§ **Stated goal**
All the data should be repeated exactly. Any image in it is left out.
--
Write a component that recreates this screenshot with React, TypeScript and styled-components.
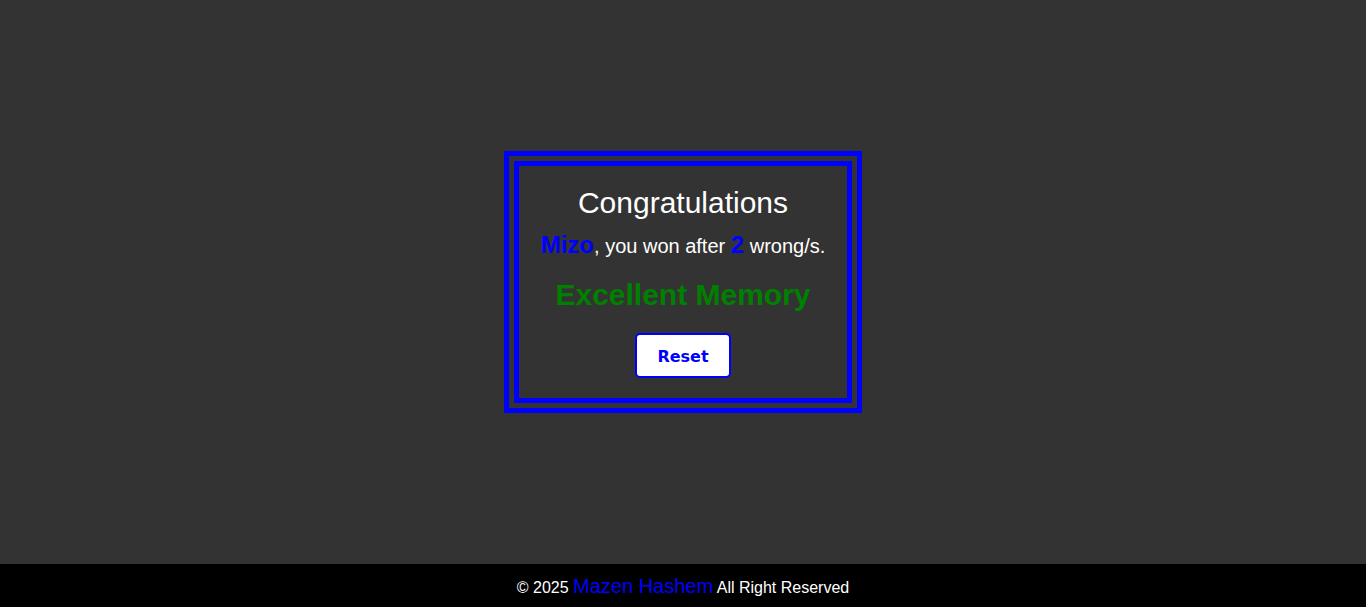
import React from "react";
import styled, { createGlobalStyle } from "styled-components";

const GlobalStyle = createGlobalStyle`
  html, body {
    margin: 0;
    padding: 0;
    background: #333333;
    font-family: "Liberation Sans", Arial, sans-serif;
    color: #ffffff;
  }
  * { box-sizing: border-box; }
`;

const Page = styled.div`
  min-height: 100vh;
  display: flex;
  flex-direction: column;
`;

const Main = styled.main`
  flex: 1;
  display: flex;
  align-items: center;
  justify-content: center;
`;

const Card = styled.section`
  border: 15px double #0000ff;
  padding: 20px 22px 20px;
  display: flex;
  flex-direction: column;
  align-items: center;
  text-align: center;
`;

const Title = styled.h2`
  margin: 0;
  font-size: 30px;
  font-weight: normal;
  line-height: normal;
`;

const Message = styled.p`
  margin: 11px 0 0;
  font-size: 20px;
  line-height: normal;
  white-space: nowrap;
`;

const Highlight = styled.span`
  color: #0000ff;
  font-weight: bold;
  font-size: 24px;
`;

const Verdict = styled.h3`
  margin: 19px 0 0;
  font-size: 30px;
  font-weight: bold;
  color: #008000;
  line-height: normal;
`;

const ResetButton = styled.button`
  margin-top: 21px;
  height: 45px;
  background: #ffffff;
  color: #0000ff;
  border: 2px solid #0000ff;
  border-radius: 5px;
  padding: 13px 20px 10px;
  font-family: "DejaVu Sans", Verdana, sans-serif;
  font-weight: bold;
  font-size: 16px;
  line-height: 18px;
  cursor: pointer;
`;

const Footer = styled.footer`
  background: #000000;
  color: #ffffff;
  text-align: center;
  font-size: 16px;
  padding: 11px 0 9px;
  height: 43px;
  line-height: 23px;
`;

const Author = styled.span`
  color: #0000ff;
  font-size: 20px;
`;

export default function App() {
  return (
    <>
      <GlobalStyle />
      <Page>
        <Main>
          <Card>
            <Title>Congratulations</Title>
            <Message>
              <Highlight>Mizo</Highlight>, you won after <Highlight>2</Highlight> wrong/s.
            </Message>
            <Verdict>Excellent Memory</Verdict>
            <ResetButton>Reset</ResetButton>
          </Card>
        </Main>
        <Footer>
          © 2025 <Author>Mazen Hashem</Author> All Right Reserved
        </Footer>
      </Page>
    </>
  );
}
--
§ **Reply**
Write a component that recreates this screenshot with React, TypeScript and styled-components.
import React from "react";
import styled, { createGlobalStyle } from "styled-components";

const GlobalStyle = createGlobalStyle`
  html, body {
    margin: 0;
    padding: 0;
    background: #333333;
    font-family: "Liberation Sans", Arial, sans-serif;
    color: #ffffff;
  }
  * { box-sizing: border-box; }
`;

const Page = styled.div`
  min-height: 100vh;
  display: flex;
  flex-direction: column;
`;

const Main = styled.main`
  flex: 1;
  display: flex;
  align-items: center;
  justify-content: center;
`;

const Card = styled.section`
  border: 15px double #0000ff;
  padding: 20px 22px 20px;
  display: flex;
  flex-direction: column;
  align-items: center;
  text-align: center;
`;

const Title = styled.h2`
  margin: 0;
  font-size: 30px;
  font-weight: normal;
  line-height: normal;
`;

const Message = styled.p`
  margin: 11px 0 0;
  font-size: 20px;
  line-height: normal;
  white-space: nowrap;
`;

const Highlight = styled.span`
  color: #0000ff;
  font-weight: bold;
  font-size: 24px;
`;

const Verdict = styled.h3`
  margin: 19px 0 0;
  font-size: 30px;
  font-weight: bold;
  color: #008000;
  line-height: normal;
`;

const ResetButton = styled.button`
  margin-top: 21px;
  height: 45px;
  background: #ffffff;
  color: #0000ff;
  border: 2px solid #0000ff;
  border-radius: 5px;
  padding: 13px 20px 10px;
  font-family: "DejaVu Sans", Verdana, sans-serif;
  font-weight: bold;
  font-size: 16px;
  line-height: 18px;
  cursor: pointer;
`;

const Footer = styled.footer`
  background: #000000;
  color: #ffffff;
  text-align: center;
  font-size: 16px;
  padding: 11px 0 9px;
  height: 43px;
  line-height: 23px;
`;

const Author = styled.span`
  color: #0000ff;
  font-size: 20px;
`;

export default function App() {
  return (
    <>
      <GlobalStyle />
      <Page>
        <Main>
          <Card>
            <Title>Congratulations</Title>
            <Message>
              <Highlight>Mizo</Highlight>, you won after <Highlight>2</Highlight> wrong/s.
            </Message>
            <Verdict>Excellent Memory</Verdict>
            <ResetButton>Reset</ResetButton>
          </Card>
        </Main>
        <Footer>
          © 2025 <Author>Mazen Hashem</Author> All Right Reserved
        </Footer>
      </Page>
    </>
  );
}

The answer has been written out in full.